Já depois da publicação do livro, J.D. Vance viria a converter-se ao catolicismo em 2019, sendo bastante interessante a forma como o próprio Vance enquadra e justifica essa conversão:

“I became persuaded over time that Catholicism was true. I was raised Christian, but never had a super-strong attachment to any denomination, and was never baptized. When I became more interested in faith, I started out with a clean slate, and looked at the church that appealed most to me intellectually.

But it’s too easy to intellectualize this. When I looked at the people who meant the most to me, they were Catholic. My uncle by marriage is a Catholic. Rene Girard is someone I only know by reading him, and he was Catholic. I’ve been reading and studying about it for three years, or even longer. It was time.”

Nestas eleições presidenciais nos EUA, será difícil não registar a ironia de J.D. Vance ser, por larga margem, o candidato com trajetória e perfil intelectual mais robustos – sendo que o contraste com Kamala Harris é nesta dimensão particularmente flagrante. Inicialmente muito céptico relativamente a Donald Trump, Vance mudou de ideias nos últimos anos e tornou-se um dos mais fervorosos apoiantes do trumpismo – o que naturalmente potencia acusações de oportunismo.

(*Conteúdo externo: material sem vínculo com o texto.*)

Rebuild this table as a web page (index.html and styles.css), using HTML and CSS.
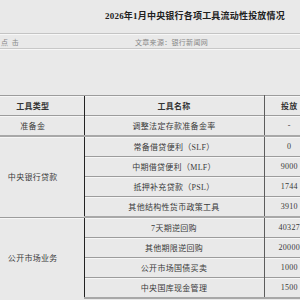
FILE: index.html
```html
<!DOCTYPE html>
<html lang="zh">
<head>
<meta charset="utf-8">
<link rel="stylesheet" href="styles.css">
</head>
<body>
<div class="page">
  <div class="title-bar"><h1 class="title">2026年1月中央银行各项工具流动性投放情况</h1></div>
  <div class="meta">
    <span class="hits">点 击</span>
    <span class="source">文章来源：银行新闻网</span>
  </div>
  <table class="data">
    <colgroup><col class="c1"><col class="c2"><col class="c3"></colgroup>
    <tr class="head"><th>工具类型</th><th class="mid">工具名称</th><th>投放</th></tr>
    <tr class="grp-end"><td>准备金</td><td class="mid">调整法定存款准备金率</td><td>-</td></tr>
    <tr><td rowspan="4" class="grp">中央银行贷款</td><td class="mid">常备借贷便利（SLF）</td><td>0</td></tr>
    <tr><td class="mid">中期借贷便利（MLF）</td><td>9000</td></tr>
    <tr><td class="mid">抵押补充贷款（PSL）</td><td>1744</td></tr>
    <tr class="grp-end"><td class="mid">其他结构性货币政策工具</td><td>3910</td></tr>
    <tr><td rowspan="4" class="grp">公开市场业务</td><td class="mid">7天期逆回购</td><td>40327</td></tr>
    <tr><td class="mid">其他期限逆回购</td><td>20000</td></tr>
    <tr><td class="mid">公开市场国债买卖</td><td>1000</td></tr>
    <tr class="grp-end"><td class="mid">中央国库现金管理</td><td>1500</td></tr>
  </table>
</div>
</body>
</html>
```

FILE: styles.css
```css
html, body {
  margin: 0;
  padding: 0;
  background: #e9e9e9;
  overflow: hidden;
}
.page {
  width: 300px;
  height: 300px;
  overflow: hidden;
  font-family: "Liberation Serif", "Noto Sans CJK SC", serif;
  color: #3a3a3a;
}
.title-bar {
  width: 390px;
  height: 33px;
  border-bottom: 1px solid #c4c4c4;
  box-shadow: 0 1px 0 #f7f7f7;
  display: flex;
  align-items: center;
  justify-content: center;
}
.title {
  margin: 0;
  padding-bottom: 2px;
  font-size: 9px;
  font-weight: bold;
  color: #222;
  letter-spacing: 0.2px;
}
.meta {
  height: 13px;
  margin-top: 1px;
  border-bottom: 1px solid #c8c8c8;
  box-shadow: 0 1px 0 #f7f7f7;
  display: flex;
  align-items: center;
  font-size: 7px;
  color: #888;
}
.hits {
  margin-left: 1px;
  width: 134px;
  letter-spacing: 1px;
}
.source {
  letter-spacing: 0.3px;
}
.data {
  margin-top: 46px;
  margin-left: -18px;
  width: 332px;
  border-collapse: collapse;
  table-layout: fixed;
  font-size: 8px;
  letter-spacing: 0.3px;
}
.c1 { width: 102px; }
.c2 { width: 180px; }
.c3 { width: 50px; }
.data th, .data td {
  height: 19px;
  padding: 0;
  text-align: center;
  border-top: 1px solid #9c9c9c;
  box-shadow: inset 0 1px 0 #f6f6f6;
  vertical-align: middle;
  white-space: nowrap;
}
.data th {
  font-weight: bold;
  color: #333;
}
.data .mid {
  border-left: 1px solid #222;
  border-right: 1px solid #5c5c5c;
}
.grp-end td {
  border-bottom: 2px solid #a8a8a8;
}
```
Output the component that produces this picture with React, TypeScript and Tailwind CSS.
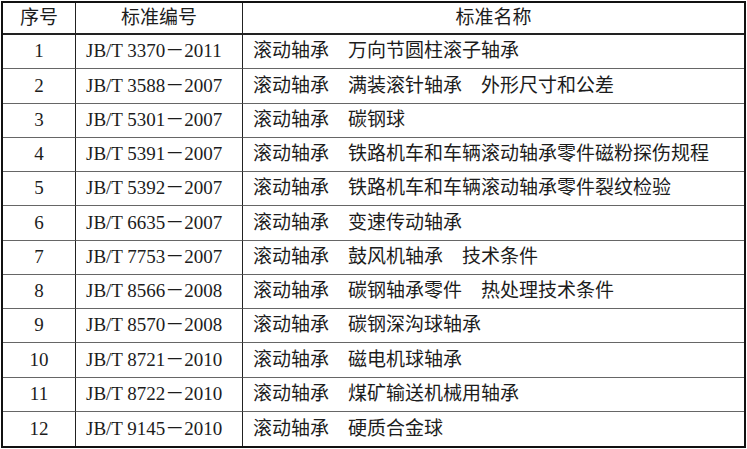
const rows = [
  ['1', 'JB/T 3370－2011', '滚动轴承　万向节圆柱滚子轴承'],
  ['2', 'JB/T 3588－2007', '滚动轴承　满装滚针轴承　外形尺寸和公差'],
  ['3', 'JB/T 5301－2007', '滚动轴承　碳钢球'],
  ['4', 'JB/T 5391－2007', '滚动轴承　铁路机车和车辆滚动轴承零件磁粉探伤规程'],
  ['5', 'JB/T 5392－2007', '滚动轴承　铁路机车和车辆滚动轴承零件裂纹检验'],
  ['6', 'JB/T 6635－2007', '滚动轴承　变速传动轴承'],
  ['7', 'JB/T 7753－2007', '滚动轴承　鼓风机轴承　技术条件'],
  ['8', 'JB/T 8566－2008', '滚动轴承　碳钢轴承零件　热处理技术条件'],
  ['9', 'JB/T 8570－2008', '滚动轴承　碳钢深沟球轴承'],
  ['10', 'JB/T 8721－2010', '滚动轴承　磁电机球轴承'],
  ['11', 'JB/T 8722－2010', '滚动轴承　煤矿输送机械用轴承'],
  ['12', 'JB/T 9145－2010', '滚动轴承　硬质合金球'],
]

export default function App() {
  return (
    <div className="w-[747px] h-[449px] bg-white pt-px pl-px">
      <div
        className="w-[745px] h-[447px] border-2 border-[#111] grid grid-cols-[73px_167px_1fr] grid-rows-[32px_repeat(12,1fr)] text-[19px] text-[#1c1c1c]"
        style={{ fontFamily: '"Liberation Serif", "Noto Sans CJK SC", serif' }}
      >
        {/* header */}
        <div className="flex items-center justify-center border-r border-b-2 border-[#222]">序号</div>
        <div className="flex items-center justify-center border-r border-b-2 border-[#222]">标准编号</div>
        <div className="flex items-center justify-center border-b-2 border-[#222]">标准名称</div>

        {rows.map((r, i) => {
          const last = i === rows.length - 1
          const line = last ? '' : 'border-b border-b-[#666]'
          return [
            <div key={`a${i}`} className={`flex items-center justify-center border-r border-r-[#222] ${line}`}>
              {r[0]}
            </div>,
            <div key={`b${i}`} className={`flex items-center pl-[10px] border-r border-r-[#222] whitespace-nowrap ${line}`}>
              {r[1]}
            </div>,
            <div key={`c${i}`} className={`flex items-center pl-[10px] whitespace-nowrap ${line}`}>
              {r[2]}
            </div>,
          ]
        })}
      </div>
    </div>
  )
}
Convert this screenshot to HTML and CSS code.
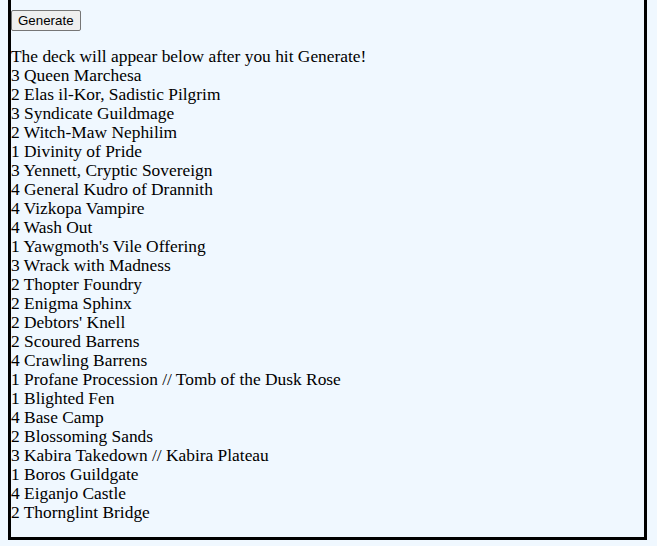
FILE: index.html
```html
<!DOCTYPE html>
<html lang="en">
	<head>
		<meta charset="UTF-8" />
		<meta name="viewport" content="width=device-width, initial-scale=1.0" />
		<title>Deck Generator</title>
		<link rel="stylesheet" href="styles.css">
	</head>

	<body>
		<div class="container">
			<button class="btn" id="generate">Generate</button>
			<div class="deck" id="deck">
				<div class="line">The deck will appear below after you hit Generate!</div>
				<div class="line">3 Queen Marchesa</div>
				<div class="line">2 Elas il-Kor, Sadistic Pilgrim</div>
				<div class="line">3 Syndicate Guildmage</div>
				<div class="line">2 Witch-Maw Nephilim</div>
				<div class="line">1 Divinity of Pride</div>
				<div class="line">3 Yennett, Cryptic Sovereign</div>
				<div class="line">4 General Kudro of Drannith</div>
				<div class="line">4 Vizkopa Vampire</div>
				<div class="line">4 Wash Out</div>
				<div class="line">1 Yawgmoth's Vile Offering</div>
				<div class="line">3 Wrack with Madness</div>
				<div class="line">2 Thopter Foundry</div>
				<div class="line">2 Enigma Sphinx</div>
				<div class="line">2 Debtors' Knell</div>
				<div class="line">2 Scoured Barrens</div>
				<div class="line">4 Crawling Barrens</div>
				<div class="line">1 Profane Procession // Tomb of the Dusk Rose</div>
				<div class="line">1 Blighted Fen</div>
				<div class="line">4 Base Camp</div>
				<div class="line">2 Blossoming Sands</div>
				<div class="line">3 Kabira Takedown // Kabira Plateau</div>
				<div class="line">1 Boros Guildgate</div>
				<div class="line">4 Eiganjo Castle</div>
				<div class="line">2 Thornglint Bridge</div>
			</div>
		</div>
	</body>
</html>
```

FILE: styles.css
```css
html,
body {
	background: #f0f8ff;
}

body {
	margin: 0 8px;
}

.container {
	box-sizing: border-box;
	width: 639px;
	border: 3px solid #000;
	border-top: none;
	padding: 10px 0 15px;
	font-family: "Liberation Serif", serif;
	font-size: 17.4px;
	line-height: 19px;
	color: #000;
}

.btn {
	display: block;
	height: 21px;
	padding: 0 6px;
	font-family: "Liberation Sans", Arial, sans-serif;
	font-size: 13.33px;
	background: #efefef;
	border: 1px solid #767676;
	border-radius: 2px;
	color: #000;
}

.deck {
	margin-top: 16px;
}
```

Mas o mais significativo desta escolha de Trump é o que poderá representar para o futuro da direita e do conservadorismo nos EUA. Considerando os 78 anos de Trump, e apesar de este se encontrar aparentemente em bastante melhor forma do que Biden, a posição de vice-presidente dos EUA ganha uma relevância ainda maior do que a habitual caso se concretize uma vitória Republicana nas presidenciais. Mesmo admitindo como mais provável o cenário de Trump completar o seu segundo mandato, Vance ficará numa posição privilegiada para poder avançar para a Presidência dos EUA em 2028.